# SOURCE MATERIAL:
************

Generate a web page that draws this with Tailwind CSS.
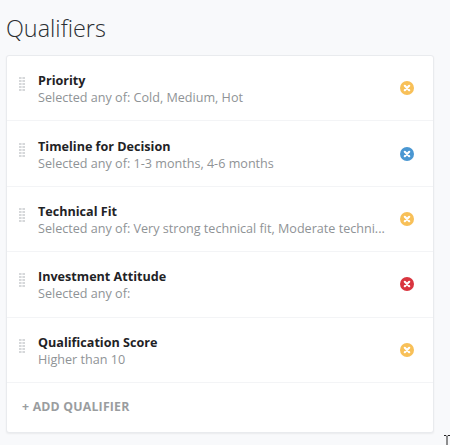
<!DOCTYPE html>
<html lang="en">
  <head>
    <meta charset="UTF-8" />
    <script src="https://cdn.jsdelivr.net/npm/@tailwindcss/browser@4"></script>
    <title>Qualifiers</title>
  </head>
  <body class="relative w-[450px] h-[445px] overflow-hidden bg-[#f8f9fb] font-['Open_Sans',sans-serif]">
    <div class="pl-[6px] pr-[16px] pt-[12px]">
      <h1 class="text-[23.4px] leading-[32px] font-light text-[#2b2f32] mb-[11px]">Qualifiers</h1>
      <div class="bg-white rounded-[3px] border border-[#e9ebee] shadow-[0_1px_2px_rgba(0,0,0,0.06)]">
        <!-- rows -->
        <div class="h-[65.4px] flex items-center pl-[12px] pr-[19px] border-b border-[#f3f4f6]">
          <svg class="w-[6px] h-[14px] mr-[13px] -mt-[8px] shrink-0 text-[#d6d8da]" viewBox="0 0 7 14" preserveAspectRatio="none" fill="currentColor"><path d="M0 0h3v2H0zM4 0h3v2H4zM0 3h3v2H0zM4 3h3v2H4zM0 6h3v2H0zM4 6h3v2H4zM0 9h3v2H0zM4 9h3v2H4zM0 12h3v2H0zM4 12h3v2H4z"/></svg>
          <div class="flex-1 min-w-0 pt-[2px]">
            <div class="text-[12.6px] leading-[17px] font-bold text-[#1f2326]">Priority</div>
            <div class="text-[12.6px] leading-[17px] text-[#8f9396]">Selected any of: Cold, Medium, Hot</div>
          </div>
          <svg class="w-[14px] h-[14px] ml-[14px] shrink-0 text-[#f8c058]" viewBox="0 0 14 14"><circle cx="7" cy="7" r="7" fill="currentColor"/><path d="M4.8 4.8l4.4 4.4M9.2 4.8l-4.4 4.4" stroke="#fff" stroke-width="2.2" stroke-linecap="round"/></svg>
        </div>
        <div class="h-[65.4px] flex items-center pl-[12px] pr-[19px] border-b border-[#f3f4f6]">
          <svg class="w-[6px] h-[14px] mr-[13px] -mt-[8px] shrink-0 text-[#d6d8da]" viewBox="0 0 7 14" preserveAspectRatio="none" fill="currentColor"><path d="M0 0h3v2H0zM4 0h3v2H4zM0 3h3v2H0zM4 3h3v2H4zM0 6h3v2H0zM4 6h3v2H4zM0 9h3v2H0zM4 9h3v2H4zM0 12h3v2H0zM4 12h3v2H4z"/></svg>
          <div class="flex-1 min-w-0 pt-[2px]">
            <div class="text-[12.6px] leading-[17px] font-bold text-[#1f2326]">Timeline for Decision</div>
            <div class="text-[12.6px] leading-[17px] text-[#8f9396]">Selected any of: 1-3 months, 4-6 months</div>
          </div>
          <svg class="w-[14px] h-[14px] ml-[14px] shrink-0 text-[#4a97d2]" viewBox="0 0 14 14"><circle cx="7" cy="7" r="7" fill="currentColor"/><path d="M4.8 4.8l4.4 4.4M9.2 4.8l-4.4 4.4" stroke="#fff" stroke-width="2.2" stroke-linecap="round"/></svg>
        </div>
        <div class="h-[65.4px] flex items-center pl-[12px] pr-[19px] border-b border-[#f3f4f6]">
          <svg class="w-[6px] h-[14px] mr-[13px] -mt-[8px] shrink-0 text-[#d6d8da]" viewBox="0 0 7 14" preserveAspectRatio="none" fill="currentColor"><path d="M0 0h3v2H0zM4 0h3v2H4zM0 3h3v2H0zM4 3h3v2H4zM0 6h3v2H0zM4 6h3v2H4zM0 9h3v2H0zM4 9h3v2H4zM0 12h3v2H0zM4 12h3v2H4z"/></svg>
          <div class="flex-1 min-w-0 pt-[2px]">
            <div class="text-[12.6px] leading-[17px] font-bold text-[#1f2326]">Technical Fit</div>
            <div class="text-[12.6px] leading-[17px] text-[#8f9396] whitespace-nowrap">Selected any of: Very strong technical fit, Moderate techni...</div>
          </div>
          <svg class="w-[14px] h-[14px] ml-[14px] shrink-0 text-[#f8c058]" viewBox="0 0 14 14"><circle cx="7" cy="7" r="7" fill="currentColor"/><path d="M4.8 4.8l4.4 4.4M9.2 4.8l-4.4 4.4" stroke="#fff" stroke-width="2.2" stroke-linecap="round"/></svg>
        </div>
        <div class="h-[65.4px] flex items-center pl-[12px] pr-[19px] border-b border-[#f3f4f6]">
          <svg class="w-[6px] h-[14px] mr-[13px] -mt-[8px] shrink-0 text-[#d6d8da]" viewBox="0 0 7 14" preserveAspectRatio="none" fill="currentColor"><path d="M0 0h3v2H0zM4 0h3v2H4zM0 3h3v2H0zM4 3h3v2H4zM0 6h3v2H0zM4 6h3v2H4zM0 9h3v2H0zM4 9h3v2H4zM0 12h3v2H0zM4 12h3v2H4z"/></svg>
          <div class="flex-1 min-w-0 pt-[2px]">
            <div class="text-[12.6px] leading-[17px] font-bold text-[#1f2326]">Investment Attitude</div>
            <div class="text-[12.6px] leading-[17px] text-[#8f9396]">Selected any of:</div>
          </div>
          <svg class="w-[14px] h-[14px] ml-[14px] shrink-0 text-[#d9353f]" viewBox="0 0 14 14"><circle cx="7" cy="7" r="7" fill="currentColor"/><path d="M4.8 4.8l4.4 4.4M9.2 4.8l-4.4 4.4" stroke="#fff" stroke-width="2.2" stroke-linecap="round"/></svg>
        </div>
        <div class="h-[65.4px] flex items-center pl-[12px] pr-[19px] border-b border-[#f3f4f6]">
          <svg class="w-[6px] h-[14px] mr-[13px] -mt-[8px] shrink-0 text-[#d6d8da]" viewBox="0 0 7 14" preserveAspectRatio="none" fill="currentColor"><path d="M0 0h3v2H0zM4 0h3v2H4zM0 3h3v2H0zM4 3h3v2H4zM0 6h3v2H0zM4 6h3v2H4zM0 9h3v2H0zM4 9h3v2H4zM0 12h3v2H0zM4 12h3v2H4z"/></svg>
          <div class="flex-1 min-w-0 pt-[2px]">
            <div class="text-[12.6px] leading-[17px] font-bold text-[#1f2326]">Qualification Score</div>
            <div class="text-[12.6px] leading-[17px] text-[#8f9396]">Higher than 10</div>
          </div>
          <svg class="w-[14px] h-[14px] ml-[14px] shrink-0 text-[#f8c058]" viewBox="0 0 14 14"><circle cx="7" cy="7" r="7" fill="currentColor"/><path d="M4.8 4.8l4.4 4.4M9.2 4.8l-4.4 4.4" stroke="#fff" stroke-width="2.2" stroke-linecap="round"/></svg>
        </div>
        <div class="h-[49px] flex items-center pl-[15px] text-[12.3px] font-bold text-[#9a9d9f] tracking-[0.2px]">+ ADD QUALIFIER</div>
      </div>
    </div>
    <!-- text cursor at the bottom edge -->
    <svg class="absolute left-[443px] top-[434px] w-[8px] h-[11px] text-[#222]" viewBox="0 0 8 11" fill="none" stroke="currentColor" stroke-width="1"><path d="M1 1.5h2l1 1 1-1h2M4 2.5V11"/></svg>
  </body>
</html>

************

# EXERCISE DESCRIPTION:
Reproduce every line above as written, skipping pictures.

# EXERCISE SOLUTION:
Generate a web page that draws this with Tailwind CSS.
<!DOCTYPE html>
<html lang="en">
  <head>
    <meta charset="UTF-8" />
    <script src="https://cdn.jsdelivr.net/npm/@tailwindcss/browser@4"></script>
    <title>Qualifiers</title>
  </head>
  <body class="relative w-[450px] h-[445px] overflow-hidden bg-[#f8f9fb] font-['Open_Sans',sans-serif]">
    <div class="pl-[6px] pr-[16px] pt-[12px]">
      <h1 class="text-[23.4px] leading-[32px] font-light text-[#2b2f32] mb-[11px]">Qualifiers</h1>
      <div class="bg-white rounded-[3px] border border-[#e9ebee] shadow-[0_1px_2px_rgba(0,0,0,0.06)]">
        <!-- rows -->
        <div class="h-[65.4px] flex items-center pl-[12px] pr-[19px] border-b border-[#f3f4f6]">
          <svg class="w-[6px] h-[14px] mr-[13px] -mt-[8px] shrink-0 text-[#d6d8da]" viewBox="0 0 7 14" preserveAspectRatio="none" fill="currentColor"><path d="M0 0h3v2H0zM4 0h3v2H4zM0 3h3v2H0zM4 3h3v2H4zM0 6h3v2H0zM4 6h3v2H4zM0 9h3v2H0zM4 9h3v2H4zM0 12h3v2H0zM4 12h3v2H4z"/></svg>
          <div class="flex-1 min-w-0 pt-[2px]">
            <div class="text-[12.6px] leading-[17px] font-bold text-[#1f2326]">Priority</div>
            <div class="text-[12.6px] leading-[17px] text-[#8f9396]">Selected any of: Cold, Medium, Hot</div>
          </div>
          <svg class="w-[14px] h-[14px] ml-[14px] shrink-0 text-[#f8c058]" viewBox="0 0 14 14"><circle cx="7" cy="7" r="7" fill="currentColor"/><path d="M4.8 4.8l4.4 4.4M9.2 4.8l-4.4 4.4" stroke="#fff" stroke-width="2.2" stroke-linecap="round"/></svg>
        </div>
        <div class="h-[65.4px] flex items-center pl-[12px] pr-[19px] border-b border-[#f3f4f6]">
          <svg class="w-[6px] h-[14px] mr-[13px] -mt-[8px] shrink-0 text-[#d6d8da]" viewBox="0 0 7 14" preserveAspectRatio="none" fill="currentColor"><path d="M0 0h3v2H0zM4 0h3v2H4zM0 3h3v2H0zM4 3h3v2H4zM0 6h3v2H0zM4 6h3v2H4zM0 9h3v2H0zM4 9h3v2H4zM0 12h3v2H0zM4 12h3v2H4z"/></svg>
          <div class="flex-1 min-w-0 pt-[2px]">
            <div class="text-[12.6px] leading-[17px] font-bold text-[#1f2326]">Timeline for Decision</div>
            <div class="text-[12.6px] leading-[17px] text-[#8f9396]">Selected any of: 1-3 months, 4-6 months</div>
          </div>
          <svg class="w-[14px] h-[14px] ml-[14px] shrink-0 text-[#4a97d2]" viewBox="0 0 14 14"><circle cx="7" cy="7" r="7" fill="currentColor"/><path d="M4.8 4.8l4.4 4.4M9.2 4.8l-4.4 4.4" stroke="#fff" stroke-width="2.2" stroke-linecap="round"/></svg>
        </div>
        <div class="h-[65.4px] flex items-center pl-[12px] pr-[19px] border-b border-[#f3f4f6]">
          <svg class="w-[6px] h-[14px] mr-[13px] -mt-[8px] shrink-0 text-[#d6d8da]" viewBox="0 0 7 14" preserveAspectRatio="none" fill="currentColor"><path d="M0 0h3v2H0zM4 0h3v2H4zM0 3h3v2H0zM4 3h3v2H4zM0 6h3v2H0zM4 6h3v2H4zM0 9h3v2H0zM4 9h3v2H4zM0 12h3v2H0zM4 12h3v2H4z"/></svg>
          <div class="flex-1 min-w-0 pt-[2px]">
            <div class="text-[12.6px] leading-[17px] font-bold text-[#1f2326]">Technical Fit</div>
            <div class="text-[12.6px] leading-[17px] text-[#8f9396] whitespace-nowrap">Selected any of: Very strong technical fit, Moderate techni...</div>
          </div>
          <svg class="w-[14px] h-[14px] ml-[14px] shrink-0 text-[#f8c058]" viewBox="0 0 14 14"><circle cx="7" cy="7" r="7" fill="currentColor"/><path d="M4.8 4.8l4.4 4.4M9.2 4.8l-4.4 4.4" stroke="#fff" stroke-width="2.2" stroke-linecap="round"/></svg>
        </div>
        <div class="h-[65.4px] flex items-center pl-[12px] pr-[19px] border-b border-[#f3f4f6]">
          <svg class="w-[6px] h-[14px] mr-[13px] -mt-[8px] shrink-0 text-[#d6d8da]" viewBox="0 0 7 14" preserveAspectRatio="none" fill="currentColor"><path d="M0 0h3v2H0zM4 0h3v2H4zM0 3h3v2H0zM4 3h3v2H4zM0 6h3v2H0zM4 6h3v2H4zM0 9h3v2H0zM4 9h3v2H4zM0 12h3v2H0zM4 12h3v2H4z"/></svg>
          <div class="flex-1 min-w-0 pt-[2px]">
            <div class="text-[12.6px] leading-[17px] font-bold text-[#1f2326]">Investment Attitude</div>
            <div class="text-[12.6px] leading-[17px] text-[#8f9396]">Selected any of:</div>
          </div>
          <svg class="w-[14px] h-[14px] ml-[14px] shrink-0 text-[#d9353f]" viewBox="0 0 14 14"><circle cx="7" cy="7" r="7" fill="currentColor"/><path d="M4.8 4.8l4.4 4.4M9.2 4.8l-4.4 4.4" stroke="#fff" stroke-width="2.2" stroke-linecap="round"/></svg>
        </div>
        <div class="h-[65.4px] flex items-center pl-[12px] pr-[19px] border-b border-[#f3f4f6]">
          <svg class="w-[6px] h-[14px] mr-[13px] -mt-[8px] shrink-0 text-[#d6d8da]" viewBox="0 0 7 14" preserveAspectRatio="none" fill="currentColor"><path d="M0 0h3v2H0zM4 0h3v2H4zM0 3h3v2H0zM4 3h3v2H4zM0 6h3v2H0zM4 6h3v2H4zM0 9h3v2H0zM4 9h3v2H4zM0 12h3v2H0zM4 12h3v2H4z"/></svg>
          <div class="flex-1 min-w-0 pt-[2px]">
            <div class="text-[12.6px] leading-[17px] font-bold text-[#1f2326]">Qualification Score</div>
            <div class="text-[12.6px] leading-[17px] text-[#8f9396]">Higher than 10</div>
          </div>
          <svg class="w-[14px] h-[14px] ml-[14px] shrink-0 text-[#f8c058]" viewBox="0 0 14 14"><circle cx="7" cy="7" r="7" fill="currentColor"/><path d="M4.8 4.8l4.4 4.4M9.2 4.8l-4.4 4.4" stroke="#fff" stroke-width="2.2" stroke-linecap="round"/></svg>
        </div>
        <div class="h-[49px] flex items-center pl-[15px] text-[12.3px] font-bold text-[#9a9d9f] tracking-[0.2px]">+ ADD QUALIFIER</div>
      </div>
    </div>
    <!-- text cursor at the bottom edge -->
    <svg class="absolute left-[443px] top-[434px] w-[8px] h-[11px] text-[#222]" viewBox="0 0 8 11" fill="none" stroke="currentColor" stroke-width="1"><path d="M1 1.5h2l1 1 1-1h2M4 2.5V11"/></svg>
  </body>
</html>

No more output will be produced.